■ Task ■
Only the pictures are omitted; repeat all other data exactly.

■ Data block ■

══════

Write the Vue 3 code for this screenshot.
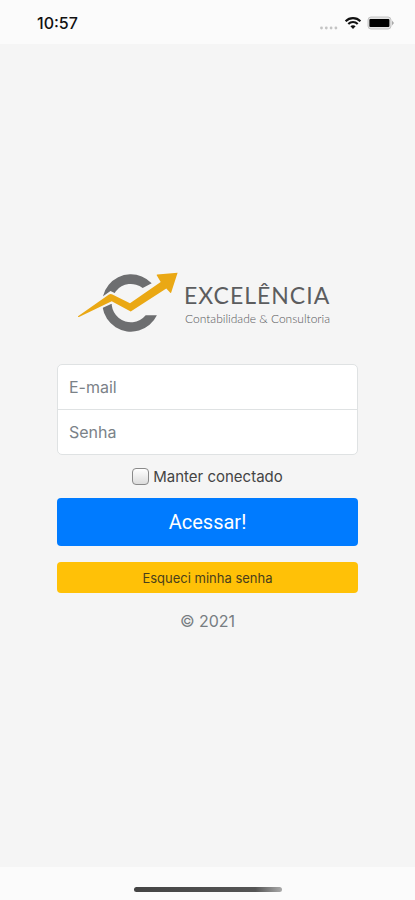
<script setup>
import { ref } from 'vue'

const email = ref('')
const password = ref('')
const remember = ref(false)
</script>

<template>
  <div class="screen">
    <header class="status">
      <span class="time">10:57</span>
      <div class="indicators">
        <svg class="dots" width="20" height="4" viewBox="0 0 20 4" aria-hidden="true">
          <circle cx="2.5" cy="2" r="1.4" /><circle cx="7.3" cy="2" r="1.4" />
          <circle cx="12.1" cy="2" r="1.4" /><circle cx="16.9" cy="2" r="1.4" />
        </svg>
        <svg class="wifi" width="18" height="14" viewBox="0 0 18 14" aria-hidden="true">
          <path d="M1.6 5.2C5.7 1.1 12.3 1.1 16.4 5.2M4.3 8C6.9 5.4 11.1 5.4 13.7 8" fill="none" stroke="#111" stroke-width="2.1" />
          <path d="M9 13 6.4 10.3C7.9 8.9 10.1 8.9 11.6 10.3Z" fill="#111" />
        </svg>
        <svg class="battery" width="28" height="14" viewBox="0 0 28 14" aria-hidden="true">
          <rect x="1" y="1" width="23" height="12" rx="3" fill="#e4e4e4" stroke="#c4c4c4" />
          <rect x="2.4" y="3" width="20" height="8" rx="1" fill="#000" />
          <path d="M25 4.6 27 7 25 9.4Z" fill="#aaa" />
        </svg>
      </div>
    </header>

    <main class="content">
      <form class="signin" @submit.prevent>
        <svg class="logo" viewBox="0 0 260 64" role="img" aria-label="Excelência Contabilidade &amp; Consultoria">
          <path fill="#6d6e70" d="M73.7 13.2A28.7 28.7 0 1 0 78.9 45.3H67.7A19.2 19.2 0 1 1 64.7 18Z" />
          <path class="halo" d="M14 37 32.7 24 52 33.3" />
          <path class="halo" d="M14 40 33.7 31 46 37.5" />
          <path fill="#eaa814" d="M0 46.3 31 24.6Q32.7 23.6 34.4 24.6L52 33.3 82.7 12 78.7 5.3Q78.4 4.6 79.2 4.5L99.6 2.8 93.2 22.4Q92.8 23.4 92 22.6L88.3 18.4 52.7 41.5 33.7 31.2 1 46.9Q-.3 47.2 0 46.3Z" />
          <text class="brand" x="106" y="34">EXCELÊNCIA</text>
          <text class="tagline" x="107" y="53">Contabilidade &amp; Consultoria</text>
        </svg>
        <div class="fields">
          <input v-model="email" type="email" placeholder="E-mail" aria-label="E-mail" />
          <input v-model="password" type="password" placeholder="Senha" aria-label="Senha" />
        </div>
        <label class="remember"><input v-model="remember" type="checkbox" />Manter conectado</label>
        <button class="primary" type="submit">Acessar!</button>
        <button class="forgot" type="button">Esqueci minha senha</button>
        <p class="copyright">© 2021</p>
      </form>
    </main>

    <footer class="home"><span class="bar"></span></footer>
  </div>
</template>

<style>
body {
  margin: 0;
  background: #f5f5f5;
}
</style>

<style scoped>
.screen {
  min-height: 100vh;
  display: flex;
  flex-direction: column;
  background: #f5f5f5;
  color: #444;
  font-family: Inter, "Liberation Sans", sans-serif;
  font-size: 16px;
}
.status {
  height: 44px;
  box-sizing: border-box;
  padding: 2px 20px 0 37px;
  display: flex;
  align-items: center;
  justify-content: space-between;
  background: #fbfbfb;
}
.time {
  font-weight: 500;
  color: #111;
}
.indicators {
  display: flex;
  align-items: center;
  gap: 5px;
}
.dots {
  fill: #c4c4c4;
  align-self: flex-end;
}
.content {
  flex: 1;
  display: flex;
  align-items: center;
  justify-content: center;
  padding: 0 57px 8px;
}
.signin {
  width: 100%;
  max-width: 330px;
  display: flex;
  flex-direction: column;
}
.logo {
  width: 260px;
  align-self: center;
  overflow: visible;
  margin-bottom: 30px;
}
.halo {
  fill: none;
  stroke: #f5f5f5;
  stroke-width: 5;
}
.brand {
  font-family: Lato, sans-serif;
  font-size: 23px;
  letter-spacing: 1px;
  fill: #5c5d5f;
}
.tagline {
  font-family: Lato, sans-serif;
  font-size: 12px;
  font-weight: 300;
  fill: #55565a;
}
.fields {
  display: flex;
  flex-direction: column;
  border: 1px solid #dfe2e3;
  border-radius: 5px;
  background: #fff;
  overflow: hidden;
}
.fields input {
  height: 44px;
  padding: 0 11px;
  border: 0;
  background: transparent;
  font: inherit;
  color: #495057;
}
.fields input + input {
  border-top: 1px solid #dfe2e3;
}
.fields input::placeholder {
  color: #7b8288;
  opacity: 1;
}
.remember {
  display: flex;
  align-items: center;
  justify-content: center;
  gap: 4px;
  height: 43px;
  font-size: 15px;
}
.remember input {
  appearance: none;
  width: 17px;
  height: 17px;
  margin: 0;
  border: 1px solid #8a8a8a;
  border-radius: 4px;
  background: linear-gradient(#fff, #dcdcdc);
}
.remember input:checked {
  background: #007bff;
}
.primary,
.forgot {
  border: 0;
  border-radius: 4px;
  font-family: inherit;
}
.primary {
  height: 48px;
  background: #007bff;
  color: #fff;
  font-family: Roboto, "Liberation Sans", sans-serif;
  font-size: 20px;
}
.forgot {
  height: 31px;
  margin-top: 16px;
  background: #ffc107;
  color: #4a3f1c;
  font-size: 13px;
}
.copyright {
  margin: 16px 0 0;
  line-height: 24px;
  text-align: center;
  color: #777d82;
}
.home {
  height: 33px;
  display: flex;
  align-items: center;
  justify-content: center;
  background: #fbfbfb;
}
.bar {
  width: 148px;
  height: 5px;
  margin-top: 12px;
  border-radius: 3px;
  background: linear-gradient(90deg, #444 0, #555 82%, #aaa 100%);
}
</style>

══════

■ Output ■
Write the Vue 3 code for this screenshot.
<script setup>
import { ref } from 'vue'

const email = ref('')
const password = ref('')
const remember = ref(false)
</script>

<template>
  <div class="screen">
    <header class="status">
      <span class="time">10:57</span>
      <div class="indicators">
        <svg class="dots" width="20" height="4" viewBox="0 0 20 4" aria-hidden="true">
          <circle cx="2.5" cy="2" r="1.4" /><circle cx="7.3" cy="2" r="1.4" />
          <circle cx="12.1" cy="2" r="1.4" /><circle cx="16.9" cy="2" r="1.4" />
        </svg>
        <svg class="wifi" width="18" height="14" viewBox="0 0 18 14" aria-hidden="true">
          <path d="M1.6 5.2C5.7 1.1 12.3 1.1 16.4 5.2M4.3 8C6.9 5.4 11.1 5.4 13.7 8" fill="none" stroke="#111" stroke-width="2.1" />
          <path d="M9 13 6.4 10.3C7.9 8.9 10.1 8.9 11.6 10.3Z" fill="#111" />
        </svg>
        <svg class="battery" width="28" height="14" viewBox="0 0 28 14" aria-hidden="true">
          <rect x="1" y="1" width="23" height="12" rx="3" fill="#e4e4e4" stroke="#c4c4c4" />
          <rect x="2.4" y="3" width="20" height="8" rx="1" fill="#000" />
          <path d="M25 4.6 27 7 25 9.4Z" fill="#aaa" />
        </svg>
      </div>
    </header>

    <main class="content">
      <form class="signin" @submit.prevent>
        <svg class="logo" viewBox="0 0 260 64" role="img" aria-label="Excelência Contabilidade &amp; Consultoria">
          <path fill="#6d6e70" d="M73.7 13.2A28.7 28.7 0 1 0 78.9 45.3H67.7A19.2 19.2 0 1 1 64.7 18Z" />
          <path class="halo" d="M14 37 32.7 24 52 33.3" />
          <path class="halo" d="M14 40 33.7 31 46 37.5" />
          <path fill="#eaa814" d="M0 46.3 31 24.6Q32.7 23.6 34.4 24.6L52 33.3 82.7 12 78.7 5.3Q78.4 4.6 79.2 4.5L99.6 2.8 93.2 22.4Q92.8 23.4 92 22.6L88.3 18.4 52.7 41.5 33.7 31.2 1 46.9Q-.3 47.2 0 46.3Z" />
          <text class="brand" x="106" y="34">EXCELÊNCIA</text>
          <text class="tagline" x="107" y="53">Contabilidade &amp; Consultoria</text>
        </svg>
        <div class="fields">
          <input v-model="email" type="email" placeholder="E-mail" aria-label="E-mail" />
          <input v-model="password" type="password" placeholder="Senha" aria-label="Senha" />
        </div>
        <label class="remember"><input v-model="remember" type="checkbox" />Manter conectado</label>
        <button class="primary" type="submit">Acessar!</button>
        <button class="forgot" type="button">Esqueci minha senha</button>
        <p class="copyright">© 2021</p>
      </form>
    </main>

    <footer class="home"><span class="bar"></span></footer>
  </div>
</template>

<style>
body {
  margin: 0;
  background: #f5f5f5;
}
</style>

<style scoped>
.screen {
  min-height: 100vh;
  display: flex;
  flex-direction: column;
  background: #f5f5f5;
  color: #444;
  font-family: Inter, "Liberation Sans", sans-serif;
  font-size: 16px;
}
.status {
  height: 44px;
  box-sizing: border-box;
  padding: 2px 20px 0 37px;
  display: flex;
  align-items: center;
  justify-content: space-between;
  background: #fbfbfb;
}
.time {
  font-weight: 500;
  color: #111;
}
.indicators {
  display: flex;
  align-items: center;
  gap: 5px;
}
.dots {
  fill: #c4c4c4;
  align-self: flex-end;
}
.content {
  flex: 1;
  display: flex;
  align-items: center;
  justify-content: center;
  padding: 0 57px 8px;
}
.signin {
  width: 100%;
  max-width: 330px;
  display: flex;
  flex-direction: column;
}
.logo {
  width: 260px;
  align-self: center;
  overflow: visible;
  margin-bottom: 30px;
}
.halo {
  fill: none;
  stroke: #f5f5f5;
  stroke-width: 5;
}
.brand {
  font-family: Lato, sans-serif;
  font-size: 23px;
  letter-spacing: 1px;
  fill: #5c5d5f;
}
.tagline {
  font-family: Lato, sans-serif;
  font-size: 12px;
  font-weight: 300;
  fill: #55565a;
}
.fields {
  display: flex;
  flex-direction: column;
  border: 1px solid #dfe2e3;
  border-radius: 5px;
  background: #fff;
  overflow: hidden;
}
.fields input {
  height: 44px;
  padding: 0 11px;
  border: 0;
  background: transparent;
  font: inherit;
  color: #495057;
}
.fields input + input {
  border-top: 1px solid #dfe2e3;
}
.fields input::placeholder {
  color: #7b8288;
  opacity: 1;
}
.remember {
  display: flex;
  align-items: center;
  justify-content: center;
  gap: 4px;
  height: 43px;
  font-size: 15px;
}
.remember input {
  appearance: none;
  width: 17px;
  height: 17px;
  margin: 0;
  border: 1px solid #8a8a8a;
  border-radius: 4px;
  background: linear-gradient(#fff, #dcdcdc);
}
.remember input:checked {
  background: #007bff;
}
.primary,
.forgot {
  border: 0;
  border-radius: 4px;
  font-family: inherit;
}
.primary {
  height: 48px;
  background: #007bff;
  color: #fff;
  font-family: Roboto, "Liberation Sans", sans-serif;
  font-size: 20px;
}
.forgot {
  height: 31px;
  margin-top: 16px;
  background: #ffc107;
  color: #4a3f1c;
  font-size: 13px;
}
.copyright {
  margin: 16px 0 0;
  line-height: 24px;
  text-align: center;
  color: #777d82;
}
.home {
  height: 33px;
  display: flex;
  align-items: center;
  justify-content: center;
  background: #fbfbfb;
}
.bar {
  width: 148px;
  height: 5px;
  margin-top: 12px;
  border-radius: 3px;
  background: linear-gradient(90deg, #444 0, #555 82%, #aaa 100%);
}
</style>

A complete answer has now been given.